■ RECORDED INFORMATION ■
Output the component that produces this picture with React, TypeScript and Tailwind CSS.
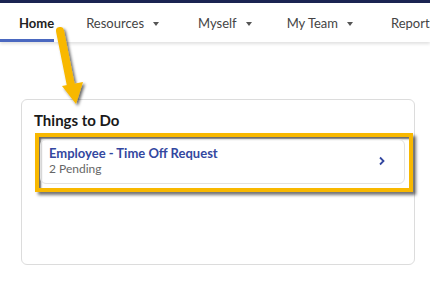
import React from 'react';

function Caret() {
  return <span className="ml-[9px] inline-block border-x-[3px] border-t-[4px] border-x-transparent border-t-[#555] align-middle" />;
}

export default function App() {
  return (
    <div className="relative h-[304px] w-[430px] overflow-hidden bg-white font-['Lato',sans-serif]">
      <div className="h-[3px] bg-[#1b2452]" />
      <nav className="relative flex h-[39px] items-end whitespace-nowrap text-[13px] text-[#444] shadow-[0_2px_3px_rgba(0,0,0,0.12)]">
        <div className="flex h-full w-[58px] items-center border-b-[3px] border-[#4a68c0] pl-[19px] pt-[6px] font-bold text-[#222]">
          Home
        </div>
        <div className="flex h-full items-center pl-[32px] pt-[3px]">Resources<Caret /></div>
        <div className="flex h-full items-center pl-[39px] pt-[3px]">Myself<Caret /></div>
        <div className="flex h-full items-center pl-[35px] pt-[3px]">My Team<Caret /></div>
        <div className="flex h-full items-center pl-[38px] pt-[3px]">Reports</div>
      </nav>

      <section className="ml-[21px] mr-[15px] mt-[57px] h-[166px] rounded-[6px] border border-[#dcdcdc] pt-[9px]">
        <h2 className="pl-[12px] text-[15px] font-bold text-[#1a1a1a]">Things to Do</h2>
        <div className="ml-[13px] mr-[1px] mt-[1px] border-4 border-[#f8b800] pb-[4px] pl-[1px] pr-[4px] pt-[2px] shadow-[3px_3px_3px_rgba(0,0,0,0.55),inset_2px_2px_2px_rgba(0,0,0,0.6)]">
          <div className="flex h-[45px] items-center justify-between rounded-[6px] border border-[#e2e2e2] pl-[8px] pr-[18px]">
            <div className="leading-[16px]">
              <div className="text-[13px] font-bold text-[#3347a0]">Employee - Time Off Request</div>
              <div className="text-[12px] text-[#666]">2 Pending</div>
            </div>
            <svg width="8" height="10" viewBox="0 0 8 10">
              <path d="M2 1.5 L5.5 5 L2 8.5" fill="none" stroke="#3347a0" strokeWidth="1.8" />
            </svg>
          </div>
        </div>
      </section>

      <svg className="absolute left-0 top-0" width="430" height="304">
        <defs>
          <filter id="sh" x="-50%" y="-50%" width="200%" height="200%">
            <feDropShadow dx="2" dy="2" stdDeviation="1.5" floodColor="#000" floodOpacity="0.6" />
          </filter>
        </defs>
        <g filter="url(#sh)">
          <line x1="60" y1="31" x2="71" y2="86" stroke="#f8b800" strokeWidth="8" strokeLinecap="round" />
          <polygon points="62,86 83,82 76,104" fill="#f8b800" />
        </g>
      </svg>
    </div>
  );
}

■ TASK STATEMENT ■
Copy the listing over exactly, skipping the pictures it holds.

■ PROBLEM SOLUTION ■
Output the component that produces this picture with React, TypeScript and Tailwind CSS.
import React from 'react';

function Caret() {
  return <span className="ml-[9px] inline-block border-x-[3px] border-t-[4px] border-x-transparent border-t-[#555] align-middle" />;
}

export default function App() {
  return (
    <div className="relative h-[304px] w-[430px] overflow-hidden bg-white font-['Lato',sans-serif]">
      <div className="h-[3px] bg-[#1b2452]" />
      <nav className="relative flex h-[39px] items-end whitespace-nowrap text-[13px] text-[#444] shadow-[0_2px_3px_rgba(0,0,0,0.12)]">
        <div className="flex h-full w-[58px] items-center border-b-[3px] border-[#4a68c0] pl-[19px] pt-[6px] font-bold text-[#222]">
          Home
        </div>
        <div className="flex h-full items-center pl-[32px] pt-[3px]">Resources<Caret /></div>
        <div className="flex h-full items-center pl-[39px] pt-[3px]">Myself<Caret /></div>
        <div className="flex h-full items-center pl-[35px] pt-[3px]">My Team<Caret /></div>
        <div className="flex h-full items-center pl-[38px] pt-[3px]">Reports</div>
      </nav>

      <section className="ml-[21px] mr-[15px] mt-[57px] h-[166px] rounded-[6px] border border-[#dcdcdc] pt-[9px]">
        <h2 className="pl-[12px] text-[15px] font-bold text-[#1a1a1a]">Things to Do</h2>
        <div className="ml-[13px] mr-[1px] mt-[1px] border-4 border-[#f8b800] pb-[4px] pl-[1px] pr-[4px] pt-[2px] shadow-[3px_3px_3px_rgba(0,0,0,0.55),inset_2px_2px_2px_rgba(0,0,0,0.6)]">
          <div className="flex h-[45px] items-center justify-between rounded-[6px] border border-[#e2e2e2] pl-[8px] pr-[18px]">
            <div className="leading-[16px]">
              <div className="text-[13px] font-bold text-[#3347a0]">Employee - Time Off Request</div>
              <div className="text-[12px] text-[#666]">2 Pending</div>
            </div>
            <svg width="8" height="10" viewBox="0 0 8 10">
              <path d="M2 1.5 L5.5 5 L2 8.5" fill="none" stroke="#3347a0" strokeWidth="1.8" />
            </svg>
          </div>
        </div>
      </section>

      <svg className="absolute left-0 top-0" width="430" height="304">
        <defs>
          <filter id="sh" x="-50%" y="-50%" width="200%" height="200%">
            <feDropShadow dx="2" dy="2" stdDeviation="1.5" floodColor="#000" floodOpacity="0.6" />
          </filter>
        </defs>
        <g filter="url(#sh)">
          <line x1="60" y1="31" x2="71" y2="86" stroke="#f8b800" strokeWidth="8" strokeLinecap="round" />
          <polygon points="62,86 83,82 76,104" fill="#f8b800" />
        </g>
      </svg>
    </div>
  );
}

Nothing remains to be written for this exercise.